LED-Screens, Instrumente, eigene Lichteffekte, eigene Soundanlage Feuerwerk, und und und: Wie es sich mittlerweile gehört, reist jede Band, die an einem grossen Festival ihr Publikum mitreissen möchte, mit eigenem Material von Festival zu Festival.
Damit das Material rechtzeitig und komplett ankommt, ist eine ausgefeilte Logistik gefragt. Gilt für jedes Festival, aber ganz besonders für das Gurtenfestival.
Hier ist alles schräg, nichts ist ebenerdig. Und die Zufahrt ist eng und einspurig.
Damit spricht Schilt die grösste Herausforderung an: Zum Festivalgelände auf dem Berner Hausberg führt lediglich ein einziges, schmales Strässchen. Ein 40-Tonnen-Lastwagen käme zwar mit viel Fahrgefühl hoch, könnte aber unterwegs nicht wenden. Deshalb ist es für die von den Bands eingesetzten Sattelschlepper eine unmöglich zu bewältigende Anfahrt.

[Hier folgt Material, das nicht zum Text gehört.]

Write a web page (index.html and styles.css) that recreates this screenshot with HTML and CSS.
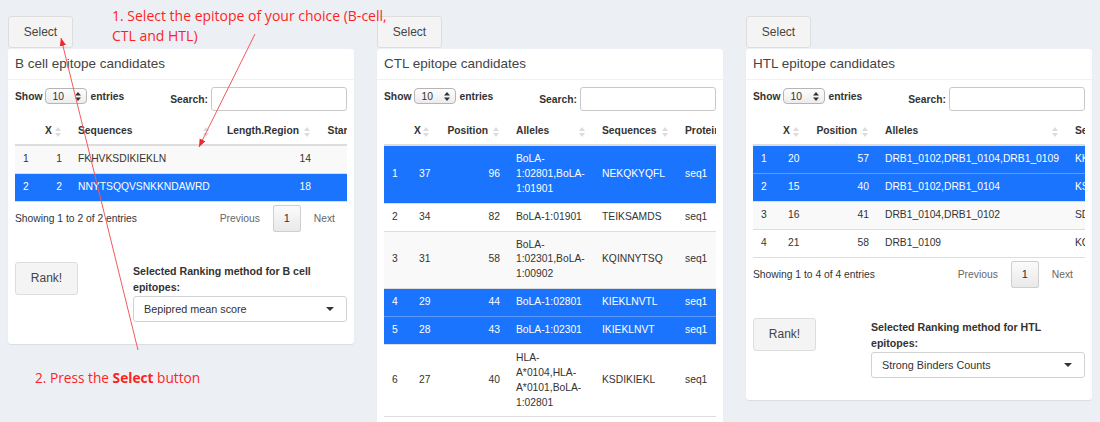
FILE: index.html
```html
<!DOCTYPE html>
<html lang="en">
<head>
<meta charset="utf-8">
<title>Epitope candidates</title>
<link rel="stylesheet" href="styles.css">
</head>
<body>
<div class="page">
  <svg class="arrows" width="1100" height="422" viewBox="0 0 1100 422">
    <defs>
      <marker id="ah" markerWidth="9" markerHeight="8" refX="8" refY="4" orient="auto" markerUnits="userSpaceOnUse">
        <path d="M0,0.8 L8,4 L0,7.2 z" fill="#f0282d"/>
      </marker>
    </defs>
    <line x1="138" y1="350" x2="61" y2="38" stroke="#f4595c" stroke-width="1" marker-end="url(#ah)"/>
    <line x1="255" y1="34" x2="199" y2="147" stroke="#f4595c" stroke-width="1" marker-end="url(#ah)"/>
  </svg>
  <div class="note note-top">1. Select the epitope of your choice (B-cell,<br>CTL and HTL)</div>

  <section class="col">
    <button class="btn btn-select">Select</button>
    <div class="box">
      <div class="box-header"><h3 class="box-title">B cell epitope candidates</h3></div>
      <div class="box-body">
        <div class="dt-top">
          <div class="dt-length"><b>Show</b><span class="len-select">10<svg class="updown" width="6" height="9" viewBox="0 0 6 9"><path d="M0 3.5L3 0L6 3.5Z M0 5.5L3 9L6 5.5Z" fill="#333"/></svg></span><b>entries</b></div>
          <div class="dt-search"><b>Search:</b><span class="search-input"></span></div>
        </div>
        <div class="dt-scroll">
          <table class="dt dt-b">
            <colgroup><col style="width:22px"><col style="width:33px"><col style="width:148px"><col style="width:101px"><col style="width:52px"></colgroup>
            <thead><tr><th></th><th class="r">X<i class="sort"></i></th><th>Sequences<i class="sort"></i></th><th class="r">Length.Region<i class="sort"></i></th><th class="r">Start<i class="sort"></i></th></tr></thead>
            <tbody>
              <tr class="odd"><td>1</td><td class="r">1</td><td>FKHVKSDIKIEKLN</td><td class="r">14</td><td class="r"></td></tr>
              <tr class="sel"><td>2</td><td class="r">2</td><td>NNYTSQQVSNKKNDAWRD</td><td class="r">18</td><td class="r"></td></tr>
            </tbody>
          </table>
        </div>
        <div class="dt-bottom">
          <span class="dt-info">Showing 1 to 2 of 2 entries</span>
          <div class="pager"><span class="pg">Previous</span><span class="pg-cur">1</span><span class="pg">Next</span></div>
        </div>
        <div class="rank-row">
          <button class="btn btn-rank">Rank!</button>
          <div class="rank-field">
            <label class="rank-label">Selected Ranking method for B cell epitopes:</label>
            <div class="dropdown">Bepipred mean score<i class="caret"></i></div>
          </div>
        </div>
      </div>
    </div>
    <div class="note note-bottom">2. Press the <b>Select</b> button</div>
  </section>

  <section class="col">
    <button class="btn btn-select">Select</button>
    <div class="box box-tall">
      <div class="box-header"><h3 class="box-title">CTL epitope candidates</h3></div>
      <div class="box-body">
        <div class="dt-top">
          <div class="dt-length"><b>Show</b><span class="len-select">10<svg class="updown" width="6" height="9" viewBox="0 0 6 9"><path d="M0 3.5L3 0L6 3.5Z M0 5.5L3 9L6 5.5Z" fill="#333"/></svg></span><b>entries</b></div>
          <div class="dt-search"><b>Search:</b><span class="search-input"></span></div>
        </div>
        <div class="dt-scroll">
          <table class="dt dt-ctl">
            <colgroup><col style="width:22px"><col style="width:32px"><col style="width:70px"><col style="width:86px"><col style="width:83px"><col style="width:83px"></colgroup>
            <thead><tr><th></th><th class="r">X<i class="sort"></i></th><th class="r">Position<i class="sort"></i></th><th>Alleles<i class="sort"></i></th><th>Sequences<i class="sort"></i></th><th>Protein<i class="sort"></i></th></tr></thead>
            <tbody>
              <tr class="sel"><td>1</td><td class="l">37</td><td class="r">96</td><td>BoLA-<br>1:02801,BoLA-<br>1:01901</td><td>NEKQKYQFL</td><td>seq1</td></tr>
              <tr><td>2</td><td class="l">34</td><td class="r">82</td><td>BoLA-1:01901</td><td>TEIKSAMDS</td><td>seq1</td></tr>
              <tr class="odd"><td>3</td><td class="l">31</td><td class="r">58</td><td>BoLA-<br>1:02301,BoLA-<br>1:00902</td><td>KQINNYTSQ</td><td>seq1</td></tr>
              <tr class="sel"><td>4</td><td class="l">29</td><td class="r">44</td><td>BoLA-1:02801</td><td>KIEKLNVTL</td><td>seq1</td></tr>
              <tr class="sel"><td>5</td><td class="l">28</td><td class="r">43</td><td>BoLA-1:02301</td><td>IKIEKLNVT</td><td>seq1</td></tr>
              <tr><td>6</td><td class="l">27</td><td class="r">40</td><td>HLA-<br>A*0104,HLA-<br>A*0101,BoLA-<br>1:02801</td><td>KSDIKIEKL</td><td>seq1</td></tr>
            </tbody>
          </table>
        </div>
      </div>
    </div>
  </section>

  <section class="col">
    <button class="btn btn-select">Select</button>
    <div class="box">
      <div class="box-header"><h3 class="box-title">HTL epitope candidates</h3></div>
      <div class="box-body">
        <div class="dt-top">
          <div class="dt-length"><b>Show</b><span class="len-select">10<svg class="updown" width="6" height="9" viewBox="0 0 6 9"><path d="M0 3.5L3 0L6 3.5Z M0 5.5L3 9L6 5.5Z" fill="#333"/></svg></span><b>entries</b></div>
          <div class="dt-search"><b>Search:</b><span class="search-input"></span></div>
        </div>
        <div class="dt-scroll">
          <table class="dt dt-htl">
            <colgroup><col style="width:22px"><col style="width:33px"><col style="width:69px"><col style="width:190px"><col style="width:90px"></colgroup>
            <thead><tr><th></th><th class="r">X<i class="sort"></i></th><th class="r">Position<i class="sort"></i></th><th>Alleles<i class="sort"></i></th><th>Sequences<i class="sort"></i></th></tr></thead>
            <tbody>
              <tr class="sel"><td>1</td><td class="l">20</td><td class="r">57</td><td>DRB1_0102,DRB1_0104,DRB1_0109</td><td>KKLNVTLKN</td></tr>
              <tr class="sel"><td>2</td><td class="l">15</td><td class="r">40</td><td>DRB1_0102,DRB1_0104</td><td>KSDIKIEKL</td></tr>
              <tr class="odd"><td>3</td><td class="l">16</td><td class="r">41</td><td>DRB1_0104,DRB1_0102</td><td>SDIKIEKLN</td></tr>
              <tr><td>4</td><td class="l">21</td><td class="r">58</td><td>DRB1_0109</td><td>KQYQFLEKS</td></tr>
            </tbody>
          </table>
        </div>
        <div class="dt-bottom">
          <span class="dt-info">Showing 1 to 4 of 4 entries</span>
          <div class="pager"><span class="pg">Previous</span><span class="pg-cur">1</span><span class="pg">Next</span></div>
        </div>
        <div class="rank-row">
          <button class="btn btn-rank">Rank!</button>
          <div class="rank-field">
            <label class="rank-label">Selected Ranking method for HTL epitopes:</label>
            <div class="dropdown">Strong Binders Counts<i class="caret"></i></div>
          </div>
        </div>
      </div>
    </div>
  </section>
</div>
</body>
</html>
```
FILE: styles.css
```css
* { box-sizing: border-box; }

html, body {
  margin: 0;
  height: 422px;
  overflow: hidden;
}

body {
  background: #ecf0f5;
  font-family: "Liberation Sans", Arial, Helvetica, sans-serif;
  font-size: 10.3px;
  color: #333;
}

.page {
  position: relative;
  display: flex;
  align-items: flex-start;
  gap: 23px;
  padding: 16px 8px 0;
  height: 422px;
  overflow: hidden;
}

.arrows {
  position: absolute;
  left: 0;
  top: 0;
  z-index: 10;
  pointer-events: none;
}

.note {
  font-family: "Open Sans", "Noto Sans", sans-serif;
  color: #ff1f1f;
  line-height: 20px;
}

.note-top {
  position: absolute;
  left: 112px;
  top: 6px;
  z-index: 5;
  font-size: 14px;
}

.note-bottom {
  margin-top: 24px;
  padding-left: 27px;
  font-size: 13.7px;
}

.col {
  width: 346px;
  flex: none;
  display: flex;
  flex-direction: column;
}

.btn {
  font-family: "Liberation Sans", Arial, sans-serif;
  font-size: 12px;
  color: #444;
  background: #f4f4f4;
  border: 1px solid #ddd;
  border-radius: 3px;
  padding: 0;
}

.btn-select {
  width: 65px;
  height: 32px;
  margin-bottom: 1px;
}

.box {
  background: #fff;
  border-radius: 3px;
  box-shadow: 0 1px 1px rgba(0, 0, 0, 0.08);
}

.box-tall {
  height: 380px;
  overflow: hidden;
}

.box-header {
  height: 31px;
  border-bottom: 1px solid #f1f1f1;
  padding: 0 7px;
}

.box-title {
  margin: 0;
  font-weight: normal;
  font-size: 13.5px;
  line-height: 30px;
  color: #444;
}

.box-body {
  padding: 7px 7px 22px;
}

.dt-top {
  display: flex;
  justify-content: space-between;
  align-items: flex-start;
  height: 24px;
}

.dt-length {
  display: flex;
  align-items: center;
  gap: 3px;
  margin-top: 1px;
}

.len-select {
  display: inline-flex;
  align-items: center;
  justify-content: space-between;
  width: 42px;
  height: 16px;
  padding: 0 5px 0 6px;
  border: 1px solid #b5b5b5;
  border-radius: 4px;
  background: linear-gradient(#fdfdfd, #ececec);
  font-size: 10.3px;
}

.dt-search {
  display: flex;
  align-items: center;
  gap: 3px;
}

.dt-search b {
  margin-top: 1px;
}

.search-input {
  display: block;
  width: 136px;
  height: 24px;
  border: 1px solid #c9c9c9;
  border-radius: 3px;
  background: #fff;
}

.dt-scroll {
  width: 332px;
  overflow: hidden;
  margin-top: 6px;
}

.dt {
  table-layout: fixed;
  border-collapse: collapse;
}

.dt-b { width: 356px; }
.dt-ctl { width: 376px; }
.dt-htl { width: 404px; }

.dt th {
  position: relative;
  text-align: left;
  font-weight: bold;
  line-height: 14px;
  padding: 7px 20px 6px 8px;
  border-bottom: 2px solid #ddd;
  white-space: nowrap;
  overflow: hidden;
}

.dt th.r { text-align: right; }

.sort {
  position: absolute;
  right: 9px;
  top: 10px;
  width: 6px;
  height: 10px;
}

.sort::before,
.sort::after {
  content: "";
  position: absolute;
  left: 0;
  border-left: 3px solid transparent;
  border-right: 3px solid transparent;
}

.sort::before {
  top: 0;
  border-bottom: 4px solid #dcdcdc;
}

.sort::after {
  bottom: 0;
  border-top: 4px solid #dcdcdc;
}

.dt td {
  line-height: 14.8px;
  padding: 6.1px 8px;
  border-top: 1px solid #ddd;
  white-space: nowrap;
  overflow: hidden;
  vertical-align: middle;
}

.dt td.r { text-align: right; }
.dt td.l { padding-left: 13px; }

.dt tr.odd td { background: #f9f9f9; }

.dt tr.sel td {
  background: #1b74fd;
  color: #fff;
}

.dt tr.sel + tr.sel td { border-top-color: #5c9bfb; }

.dt tbody tr:last-child td { border-bottom: 1px solid #ddd; }

.dt-bottom {
  display: flex;
  justify-content: space-between;
  align-items: center;
  margin-top: 3px;
  height: 27px;
}

.pager {
  display: flex;
  align-items: center;
  color: #666;
}

.pg {
  padding: 0 12px;
}

.pg-cur {
  display: flex;
  align-items: center;
  justify-content: center;
  width: 28px;
  height: 27px;
  margin: 0 1px;
  border: 1px solid #cfcfcf;
  border-radius: 2px;
  background: linear-gradient(#fbfbfb, #e9e9e9);
  color: #333;
  font-size: 11px;
}

.rank-row {
  display: grid;
  grid-template-columns: 118px 1fr;
  margin-top: 30px;
}

.btn-rank {
  width: 63px;
  height: 33px;
}

.rank-label {
  display: block;
  font-weight: bold;
  font-size: 10.6px;
  line-height: 16px;
  margin-top: 1px;
  padding-right: 26px;
}

.dropdown {
  position: relative;
  height: 26px;
  margin-top: 1px;
  border: 1px solid #d2d2d2;
  border-radius: 3px;
  padding: 0 10px;
  line-height: 24px;
  font-size: 10.8px;
  color: #333;
  background: #fff;
}

.caret {
  position: absolute;
  right: 12px;
  top: 10px;
  border-left: 4px solid transparent;
  border-right: 4px solid transparent;
  border-top: 4px solid #333;
}
```
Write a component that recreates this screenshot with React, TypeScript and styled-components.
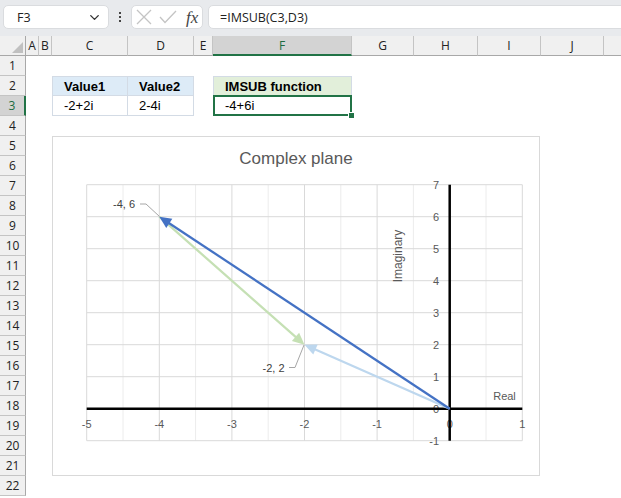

Damit die Co-Headliner-Show der beiden deutschen Rapper Marteria und Casper, die für Donnerstag, 23:45 Uhr angesetzt ist, also rechtzeitig beginnen kann, müssen Schilt und seine Crew bereits frühmorgens ready sein. Wir haben sie bei ihrer Arbeit begleitet:
07:00 Uhr: Ausladen & Umladen
Los geht es rund 17 (!) Stunden vor Konzertbeginn. Über Nacht sind vier Sattelschlepper angekommen. Der Inhalt wird auf einem Parkplatz der Gemeinde Kehrsatz am Fuss des Gurtens in acht kleinere Lastwagen umgeladen.
«Alle Produktionen, die schon einmal auf dem Gurten waren, wissen haargenau wie es hier abläuft und was für eine eingespielte Crew wir sind», sagt Schilt. Produktionen, die zum ersten Mal mit ihm zusammenarbeiten, seien zu Beginn skeptisch. Diese Form von Materialtransport sei für sie ungewohnt, erzählt er weiter.
07:30 Uhr: Die engste Stelle
Dass «selbst nach oben fahren» für die Bands und ihre Crews keine realistische Option ist, merken sie spätestens am Nadelöhr der Gurtenauffahrt.
«Spätestens wenn ich ihnen diese Stelle zeige», Schilt zeigt uns eine enge Wegstelle zwischen zwei Bauernhäusern, «merken alle, dass sie besser unten umladen». (In der Vergangenheit haben hier schon einige Lastwagen am Haus angeschlagen und Spuren hinterlassen.)
08:00 Uhr: Ausladen hinter der Bühne
16 Stagehands und vier Techniker entladen das Material, das in der sehr knapp bemessenen Ausladezone hinter der Hauptbühne eintrifft.
Bis jetzt hat noch jede Band rechtzeitig angefangen zu spielen.
Bis dorthin kann es jedoch ein steiniger Weg sein. Wenn Bands mit übergrossen Gegenständen anreisen. Das war beispielsweise beim Bühnendekor von Muse der Fall: «Wir mussten dafür extra einen Spezialtransporter organisieren. Das dauerte ewig. Da kamen wir ans Limit.»
11:00 Uhr: Soundcheck, Videoproben, Projektionstests
Sobald die ganze Show von Marteria und Casper auf der Bühne aufgebaut und gestestet ist, wird sie bereits wieder runtergenommen und auf beiden Bühnenseiten verstaut. Nur wenn jeder Handgriff sitzt, ist es später möglich, die ganze Show während der einstündigen Umbaupause für den Auftritt bereit zu machen.
Wer jetzt einen Blick auf die Bühne wirft, dem wird sofort klar, warum der ganze Materialtransport schon früh am Morgen stattfinden muss. Später am Tag, wenn andere Bands die Bühne bespielen und der Weg auf den Gurten hinauf mit zahlreichen Personentransporten belegt ist, wäre eine ordentliche Installation praktisch unmöglich.
Die Arbeit, welche hinter den Kulissen am Gurten stattfindet, ist eine produktionstechnische Meisterleistung. Diese passiert aber im Hintergrund. Oder hast du dich schon mal gefragt, wer wann das ganze Material auf die Bühne geschleppt hat? Jetzt weisst du es.
Auffallend: Zwar wird überall geschraubt und gebastelt, die Stimmung ist jedoch äusserst ruhig: «Keine Hektik und nichts», sagt Schilt. «Am Morgen ist es hier immer sehr ruhig. Das ist die schönste Zeit hier», strahlt er.